The control unit is configured for processing the configuration signals, for generating control signals, in response to the configuration signals.

The control unit is configured to send the control signals to the heater 13 for varying the temperature of the tip.

The control unit is configured for sending the control signals to the vibration actuator 12 for varying the vibration parameters, for example the frequency.

The control unit is configured to send the control signals to the rotary actuator 14 to vary a speed of rotation and/or a direction of rotation of the tip 11.

Claims

1. An endodontic tool for activating a disinfectant liquid sprayed in a cavity of a tooth, comprising: a body, elongated along an axis and including a handgrip, for allowing an operator to hold the tool;a tip, connected to the body and configured to be immersed in the liquid;an actuator associated with the body and configured to transmit a vibration to the tip;a heater, associated with the body and configured to heat the disinfectant liquid in the tooth,characterised in that the heater is designed to heat the tip and wherein the tip is designed to heat the disinfectant liquid.

2. The endodontic tool according to claim 1, wherein the tip comprises: a conversion element configured to convert energy into heat;a plastic coating, at least partly surrounding at least partly the conversion element.

3. The endodontic tool according to claim 2, wherein the heater is configured to transmit energy to the conversion element and wherein the conversion element is configured to convert the energy received from the heater into heat.

4. The endodontic tool according to claim 3, wherein the conversion element is a metal filament, elongate along the axis and wherein the heater is associated with the metal filament for transmitting heat by conduction.

5. The endodontic tool according to claim 3, wherein the conversion element is a U-shaped metal filament, including a first and a second end, and wherein the heater comprises an electric circuit, connected to the first and the second end of the U-shaped filament, and wherein the U-shaped filament is configured to heat by the Joule effect.

6. The endodontic tool according to claim 3, wherein the transmission of heat from the heater to the conversion element occurs by irradiation and wherein the conversion element is configured to convert the electromagnetic energy or the optical energy into heat.

7. The endodontic tool according to claim 6, wherein the heater comprises an emitter of electromagnetic waves and wherein the tool comprises a waveguide, which extends from the emitter to the conversion element and is configured to guide the electromagnetic waves towards the conversion element.
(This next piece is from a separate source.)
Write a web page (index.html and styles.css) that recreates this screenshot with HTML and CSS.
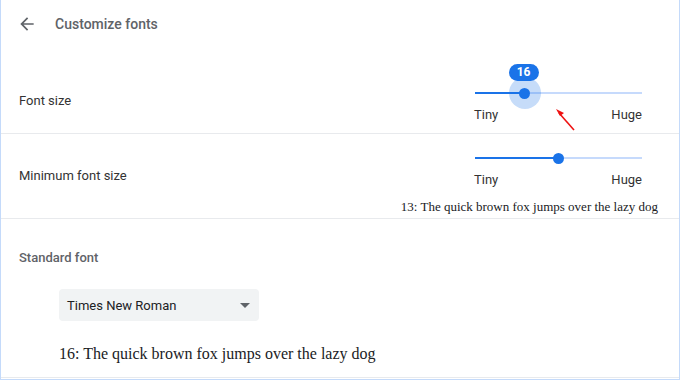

8. The endodontic tool according to claim 7, wherein the waveguide is an optical fibre filament.

9. The endodontic tool according to claim 6, wherein the heater is configured to emit a laser, configured to irradiate the conversion element.

10. The endodontic tool according to claim 1, wherein the tip rotates relative to the body about the axis.
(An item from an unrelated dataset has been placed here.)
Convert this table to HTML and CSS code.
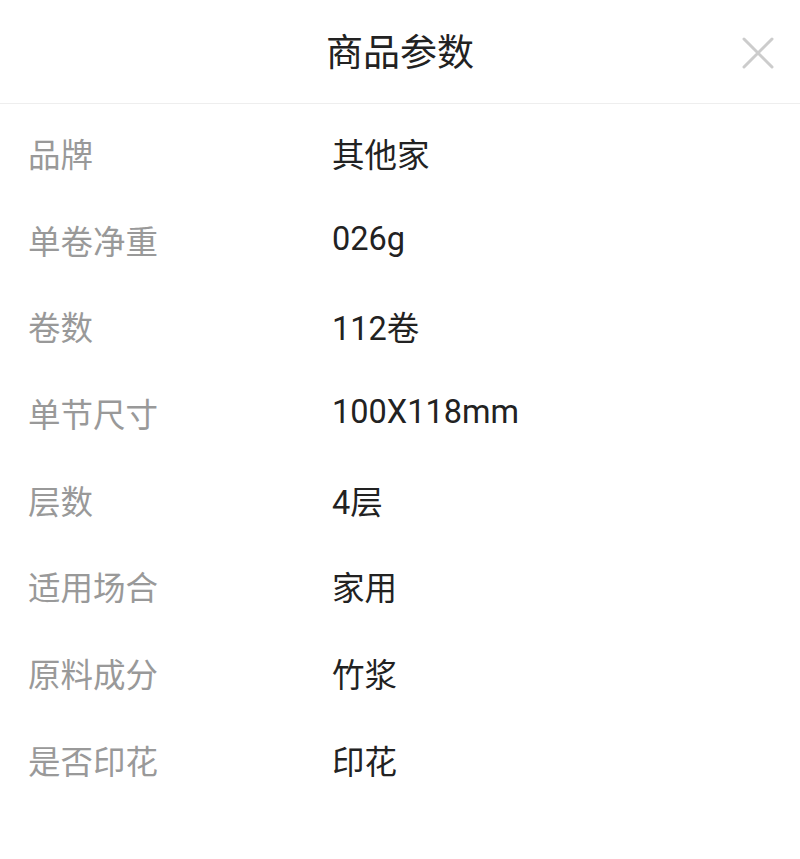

11. The endodontic tool according to claim 10, wherein the tip is configured to rotate with an oscillating rotary motion, alternating a direction of rotation.

12. The endodontic tool according to claim 1, wherein the tip extends in a helical fashion along the axis.
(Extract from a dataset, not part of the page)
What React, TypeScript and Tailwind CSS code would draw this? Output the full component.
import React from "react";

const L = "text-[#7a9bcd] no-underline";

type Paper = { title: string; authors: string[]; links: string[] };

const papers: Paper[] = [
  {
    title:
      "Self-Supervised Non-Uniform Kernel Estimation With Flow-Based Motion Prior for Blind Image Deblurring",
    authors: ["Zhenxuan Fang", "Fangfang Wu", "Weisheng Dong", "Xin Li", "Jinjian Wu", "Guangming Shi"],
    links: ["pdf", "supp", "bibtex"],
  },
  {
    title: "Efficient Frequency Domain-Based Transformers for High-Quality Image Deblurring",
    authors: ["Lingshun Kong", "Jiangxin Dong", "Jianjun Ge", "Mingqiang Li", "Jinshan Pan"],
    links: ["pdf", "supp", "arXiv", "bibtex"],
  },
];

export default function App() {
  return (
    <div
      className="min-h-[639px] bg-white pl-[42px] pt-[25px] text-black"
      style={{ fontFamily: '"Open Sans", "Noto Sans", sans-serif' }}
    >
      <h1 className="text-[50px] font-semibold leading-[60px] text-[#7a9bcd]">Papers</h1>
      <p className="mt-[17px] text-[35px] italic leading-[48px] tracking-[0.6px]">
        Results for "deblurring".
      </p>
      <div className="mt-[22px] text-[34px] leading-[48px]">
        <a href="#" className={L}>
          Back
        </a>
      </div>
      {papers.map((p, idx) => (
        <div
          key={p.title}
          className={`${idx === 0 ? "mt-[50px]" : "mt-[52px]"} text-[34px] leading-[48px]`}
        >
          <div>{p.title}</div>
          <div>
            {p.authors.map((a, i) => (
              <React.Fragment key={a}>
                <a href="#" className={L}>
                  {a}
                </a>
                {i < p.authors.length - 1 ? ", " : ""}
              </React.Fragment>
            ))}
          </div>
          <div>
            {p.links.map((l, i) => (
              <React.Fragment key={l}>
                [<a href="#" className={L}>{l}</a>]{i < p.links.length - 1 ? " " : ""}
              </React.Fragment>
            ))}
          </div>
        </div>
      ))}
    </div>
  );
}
13. A method for activating a disinfectant liquid sprayed in a cavity of a tooth, the method comprising the following steps: preparing an endodontic tool comprising a body, a tip connected to the body, an actuator and a heater;immersing the tip in the disinfectant liquid;vibrating the tip by means of the actuator;heating the disinfectant liquid,characterised in that the step of heating the disinfectant liquid comprises a first heating step, wherein the heater heats the tip, and a second heating step, wherein the tip transfers the heat to the disinfectant liquid.